The higher reaches of North of Kashmir abounded in production of Chob e Kuth which was gathered in summers by shepherds and herdsmen. Sir Lawrence has mentioned about it in great detail. It was a state monopoly which earned the state ‘handsome profit’. It was exported from ‘Hindustan’, and from ‘Bombay’ and ‘Calcutta’ it was supplied to Read Sea and China where its demand was the highest. Chob e Kuth was ‘excellent remedy for preserving clothes from insects, and was much used in perfumery.
As a medicine it has many properties, tonic, aromatic and stimulant, and it is useful in cough, asthma, fever, dyspepsia and skin disease’, he writes. Chob is also part of the name of yet another shrub plant or tuberous root of that plant, Smilax China, which was imported into Kashmir from China.
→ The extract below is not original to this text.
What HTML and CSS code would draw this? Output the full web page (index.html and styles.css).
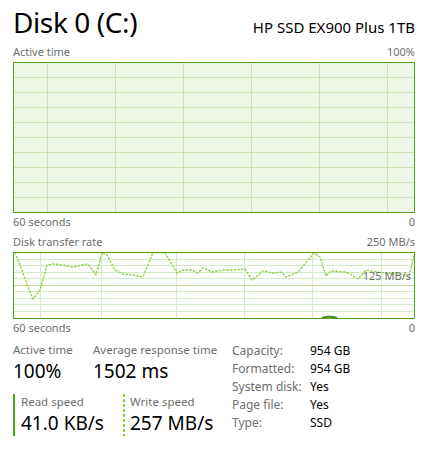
FILE: index.html
```html
<!DOCTYPE html>
<html>
<head>
<meta charset="utf-8">
<link rel="stylesheet" href="styles.css">
</head>
<body>
<div class="page">
  <div class="header">
    <div class="title">Disk 0 (C:)</div>
    <div class="model">HP SSD EX900 Plus 1TB</div>
  </div>

  <div class="axis-row top-label"><span>Active time</span><span>100%</span></div>
  <svg class="graph graph-active" width="402" height="151" viewBox="0 0 402 151">
    <rect x="0.5" y="0.5" width="401" height="150" fill="#eef6e7"/>
    <g stroke="#c9e5b4" stroke-width="1">
      <line x1="1" y1="15.5" x2="401" y2="15.5"/>
      <line x1="1" y1="30.5" x2="401" y2="30.5"/>
      <line x1="1" y1="45.5" x2="401" y2="45.5"/>
      <line x1="1" y1="60.5" x2="401" y2="60.5"/>
      <line x1="1" y1="75.5" x2="401" y2="75.5"/>
      <line x1="1" y1="90.5" x2="401" y2="90.5"/>
      <line x1="1" y1="105.5" x2="401" y2="105.5"/>
      <line x1="1" y1="120.5" x2="401" y2="120.5"/>
      <line x1="1" y1="135.5" x2="401" y2="135.5"/>
      <line x1="34.5" y1="1" x2="34.5" y2="150"/>
      <line x1="102.5" y1="1" x2="102.5" y2="150"/>
      <line x1="170.5" y1="1" x2="170.5" y2="150"/>
      <line x1="238.5" y1="1" x2="238.5" y2="150"/>
      <line x1="306.5" y1="1" x2="306.5" y2="150"/>
      <line x1="374.5" y1="1" x2="374.5" y2="150"/>
    </g>
    <rect x="0.5" y="0.5" width="401" height="150" fill="none" stroke="#52a01c" stroke-width="1"/>
  </svg>
  <div class="axis-row bottom-label"><span>60 seconds</span><span>0</span></div>

  <div class="axis-row top-label second"><span>Disk transfer rate</span><span>250 MB/s</span></div>
  <div class="graph-wrap">
    <svg class="graph graph-rate" width="402" height="67" viewBox="0 0 402 67">
      <rect x="0.5" y="0.5" width="401" height="66" fill="#ffffff"/>
      <g stroke="#d3ebc2" stroke-width="1">
        <line x1="1" y1="7.5" x2="401" y2="7.5"/>
        <line x1="1" y1="13.5" x2="401" y2="13.5"/>
        <line x1="1" y1="20.5" x2="401" y2="20.5"/>
        <line x1="1" y1="26.5" x2="401" y2="26.5"/>
        <line x1="1" y1="39.5" x2="401" y2="39.5"/>
        <line x1="1" y1="46.5" x2="401" y2="46.5"/>
        <line x1="1" y1="52.5" x2="401" y2="52.5"/>
        <line x1="1" y1="59.5" x2="401" y2="59.5"/>
        <line x1="27.5" y1="1" x2="27.5" y2="66"/>
        <line x1="88.5" y1="1" x2="88.5" y2="66"/>
        <line x1="163.5" y1="1" x2="163.5" y2="66"/>
        <line x1="231.5" y1="1" x2="231.5" y2="66"/>
        <line x1="299.5" y1="1" x2="299.5" y2="66"/>
        <line x1="368.5" y1="1" x2="368.5" y2="66"/>
      </g>
      <line x1="1" y1="33.5" x2="401" y2="33.5" stroke="#bfe0a6" stroke-width="1"/>
      <polyline fill="none" stroke="#8fd045" stroke-width="1.4" stroke-dasharray="2.5 1.2" stroke-linejoin="round"
        points="2,0.5 9,18 14,33 20,47 27,38 34,13 40,12 50,13 60,15 69,13 75,12 83,23 89,0.5 94,3 102,18 110,22 120,23 130,25 140,0.5 152,1 164,21 170,18 179,18 185,21 190,16 200,20 210,18 220,18 232,17 239,28 250,19 260,21 268,20 273,25 285,20 301,1 307,5 313,24 318,19 332,20 337,22 345,27 353,18 363,20 373,21 387,22 396,25 401,3"/>
      <path d="M309 66 Q316.5 63.5 324 66" fill="none" stroke="#3f8a14" stroke-width="2"/>
      <rect x="0.5" y="0.5" width="401" height="66" fill="none" stroke="#52a01c" stroke-width="1"/>
    </svg>
    <span class="mid-label">125 MB/s</span>
  </div>
  <div class="axis-row bottom-label"><span>60 seconds</span><span>0</span></div>

  <div class="stats">
    <div class="stats-left">
      <div class="stat-row">
        <div class="stat stat-active">
          <div class="stat-label">Active time</div>
          <div class="stat-value">100%</div>
        </div>
        <div class="stat">
          <div class="stat-label">Average response time</div>
          <div class="stat-value">1502 ms</div>
        </div>
      </div>
      <div class="stat-row speeds">
        <div class="speed speed-read">
          <div class="stat-label">Read speed</div>
          <div class="stat-value">41.0 KB/s</div>
        </div>
        <div class="speed speed-write">
          <div class="stat-label">Write speed</div>
          <div class="stat-value">257 MB/s</div>
        </div>
      </div>
    </div>
    <div class="info">
      <div class="info-label">Capacity:</div><div class="info-value">954 GB</div>
      <div class="info-label">Formatted:</div><div class="info-value">954 GB</div>
      <div class="info-label">System disk:</div><div class="info-value">Yes</div>
      <div class="info-label">Page file:</div><div class="info-value">Yes</div>
      <div class="info-label">Type:</div><div class="info-value">SSD</div>
    </div>
  </div>
</div>
</body>
</html>
```

FILE: styles.css
```css
html, body {
  margin: 0;
  padding: 0;
  background: #ffffff;
}

body {
  font-family: "Noto Sans", "Open Sans", sans-serif;
  color: #000000;
}

.page {
  width: 402px;
  padding: 4px 11px 0 13px;
}

.header {
  display: flex;
  justify-content: space-between;
  align-items: baseline;
  height: 40px;
}

.title {
  font-size: 28px;
  line-height: 36px;
  letter-spacing: -0.4px;
}

.model {
  font-size: 15px;
  line-height: 20px;
}

.axis-row {
  display: flex;
  justify-content: space-between;
  font-size: 11px;
  line-height: 16px;
  color: #6e6e6e;
}

.top-label {
  height: 18px;
}

.top-label.second {
  margin-top: 2px;
}

.bottom-label {
  height: 18px;
  padding-top: 1px;
}

.graph {
  display: block;
}

.graph-wrap {
  position: relative;
}

.mid-label {
  position: absolute;
  right: 4px;
  top: 17px;
  font-size: 11px;
  line-height: 14px;
  color: #6e6e6e;
}

.stats {
  display: flex;
  margin-top: 4px;
}

.stats-left {
  width: 219px;
}

.stat-row {
  display: flex;
}

.stat-active {
  width: 80px;
}

.stat-label {
  font-size: 11.5px;
  line-height: 16px;
  color: #6e6e6e;
}

.stat-value {
  font-size: 19px;
  line-height: 26px;
}

.speeds {
  margin-top: 10px;
}

.speed {
  padding-left: 8px;
  background-repeat: no-repeat;
  background-position: left top;
  background-size: 2px 100%;
}

.speed-read {
  width: 102px;
  background-image: linear-gradient(#4da60c, #4da60c);
}

.speed-write {
  padding-left: 7px;
  background-image: repeating-linear-gradient(to bottom, #86cf32 0 3px, transparent 3px 5px);
}

.info {
  display: grid;
  grid-template-columns: 78px auto;
  grid-auto-rows: 18px;
  font-size: 12px;
  line-height: 18px;
  align-content: start;
}

.info-label {
  color: #6e6e6e;
}

.info-value {
  color: #000000;
}
```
It is famous Chob Chini or Chob e Cheen which was ‘sovereign remedy’ of all Hakims of old Kashmir for serious ailments like long fevers. Chob Kar, was a bitter root produced and exported from Kashmir to Punjab.
Its oil was used for remedying neck stiffness and the hind legs of horses were anointed with this drug to straighten and strengthen them as curvature in horse’s legs was considered blemish. From Kashmir and Punjab, a special kind of ‘haldi’ (turmeric) was exported to East Turkistan, Yarqand, where it was called Zard-chob. It shows that like Kashmiri, in Yarqandi Chagtai language, Chob had also found a place.
End-word: Chob symbolises inequality between strong and weak, powerful and powerless.